Local resources
|
"South Australia Red Umbrella Event" Friday June 6th 2008, 5pm
Sex workers, health workers, sex industry supporters and their friends and families will take to the streets. Dressed in costumes and wigs and carrying red umbrellas and placards, the group will be marching down Fullarton Road Norwood, from The Parade to the Payneham Road intersection, to celebrate International Whores Day.
International Whores Day celebrates the birth of the sex worker rights movement. In Lyons France in 1976, sex workers staged a "church sit in" to protest police brutality and the lack of police attention to crimes against sex workers. Soon community members joined the sex workers and challenged the police to distinguish who is and who isn’t a sex worker, making it difficult for the police to make arrests. This is widely considered to be the birth of the sex workers rights movement.
The word "Whore" has been used as an insult usually towards women, but actually just describes a person who exchanges sex for money. Australian sex workers are actively reclaiming the word and using it to describe themselves. This is much the same as the gay and lesbian community have reclaimed the word "queer". The aim of reclaiming a word such as "whore" is to take away the negative connotations.
Australia has an impressive record in promoting sexual health and preventing transmission of HIV in the sex industry. Using community development strategies, peer education, outreach and by offering a holistic, empowering and confidential health service, the sex worker rights movement and health services have ensured that Australian sex workers enjoy on average better sexual health than the general public and outstanding success in preventing the transmission of HIV in the Australian sex industry. This is not the case anywhere else in the world. Today we celebrate this massive achievement.
SIN actively challenge stereotypes about sex workers and the sex industry. We acknowledge that sex work is real employment and as such sex workers must have access to appropriate occupational health and safety standards. Sex workers are much more likely to embrace a community based service that they can identify with, that affirms their choices and actively works to reduce their experience of stigma and discrimination.

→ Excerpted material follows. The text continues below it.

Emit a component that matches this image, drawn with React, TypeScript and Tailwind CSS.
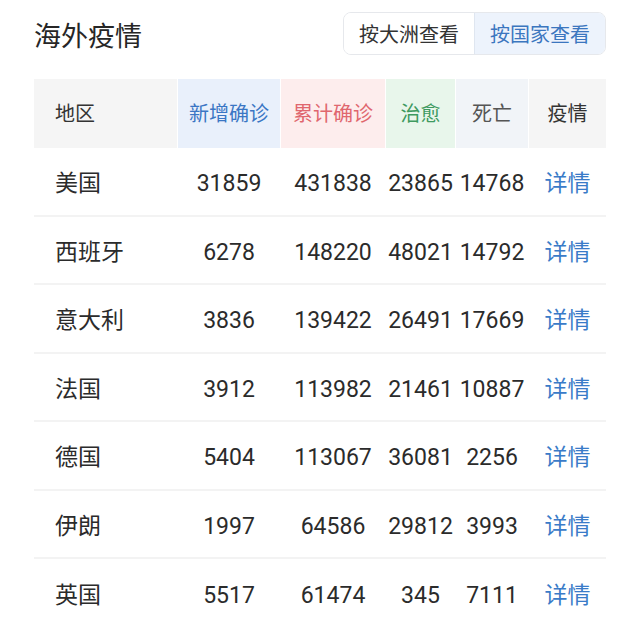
import React from 'react';

const rows = [
  ['美国', '31859', '431838', '23865', '14768'],
  ['西班牙', '6278', '148220', '48021', '14792'],
  ['意大利', '3836', '139422', '26491', '17669'],
  ['法国', '3912', '113982', '21461', '10887'],
  ['德国', '5404', '113067', '36081', '2256'],
  ['伊朗', '1997', '64586', '29812', '3993'],
  ['英国', '5517', '61474', '345', '7111'],
];

const cols = 'grid grid-cols-[143px_102px_104px_69px_72px_77px] gap-x-px';

export default function App() {
  return (
    <div
      className="w-[640px] h-[622px] overflow-hidden bg-white px-[34px] text-[#2b2b2b]"
      style={{ fontFamily: 'Roboto, "Noto Sans CJK SC", sans-serif' }}
    >
      <div className="flex items-center justify-between pt-[12px] h-[55px]">
        <h1 className="text-[27px] leading-none text-[#262626] mt-[8px]">海外疫情</h1>
        <div className="flex h-[43px] rounded-[8px] border border-[#e6e8ec] overflow-hidden text-[20px]">
          <div className="flex items-center px-[15px] pt-[2px] bg-white text-[#333]">按大洲查看</div>
          <div className="flex items-center px-[15px] pt-[2px] bg-[#edf3fc] text-[#3b76bf] border-l border-[#dfe6f0]">
            按国家查看
          </div>
        </div>
      </div>

      <div className={`${cols} mt-[24px] h-[69px] text-[20px]`}>
        <div className="flex items-center pl-[21px] bg-[#f5f5f5] text-[#333]">地区</div>
        <div className="flex items-center justify-center bg-[#e9f0fb] text-[#3a76c4]">新增确诊</div>
        <div className="flex items-center justify-center bg-[#fdeded] text-[#e0666e]">累计确诊</div>
        <div className="flex items-center justify-center bg-[#e8f6eb] text-[#3e9a5f]">治愈</div>
        <div className="flex items-center justify-center bg-[#f1f4f8] text-[#555]">死亡</div>
        <div className="flex items-center justify-center bg-[#f5f5f5] text-[#333]">疫情</div>
      </div>

      {rows.map((r, i) => (
        <div
          key={r[0]}
          className={`${cols} h-[68.5px] pt-[6px] text-[23px] ${i < rows.length - 1 ? 'border-b-2 border-[#f3f3f3]' : ''}`}
        >
          <div className="flex items-center pl-[21px]">{r[0]}</div>
          <div className="flex items-center justify-center">{r[1]}</div>
          <div className="flex items-center justify-center">{r[2]}</div>
          <div className="flex items-center justify-center">{r[3]}</div>
          <div className="flex items-center justify-center">{r[4]}</div>
          <div className="flex items-center justify-center text-[#3a7bc8]">详情</div>
        </div>
      ))}
    </div>
  );
}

The South Australian Sex Industry Network (SIN) is a service by sex workers for sex workers. Our beginnings are with the Prostitutes Association of South Australia (PASA) which was founded in 1986 as a reaction to police harassment of sex workers in Adelaide brothels. PASA quickly became an active and vocal sex worker rights group advocating for progressive law reform and other issues aimed at improving sex workers' lives. A key issue impacting upon sex workers at this time was HIV and in 1989, PASA and the AIDS Council of South Australia (ACSA) began to work together to provide HIV/AIDS health promotion to the sex worker community.
This year join with sex workers, health workers, sex industry supporters, friends and family to celebrate the success of Australian sex workers in maintaining high standards of sexual health and HIV prevention as part of the struggle for overall health, rights and wellbeing!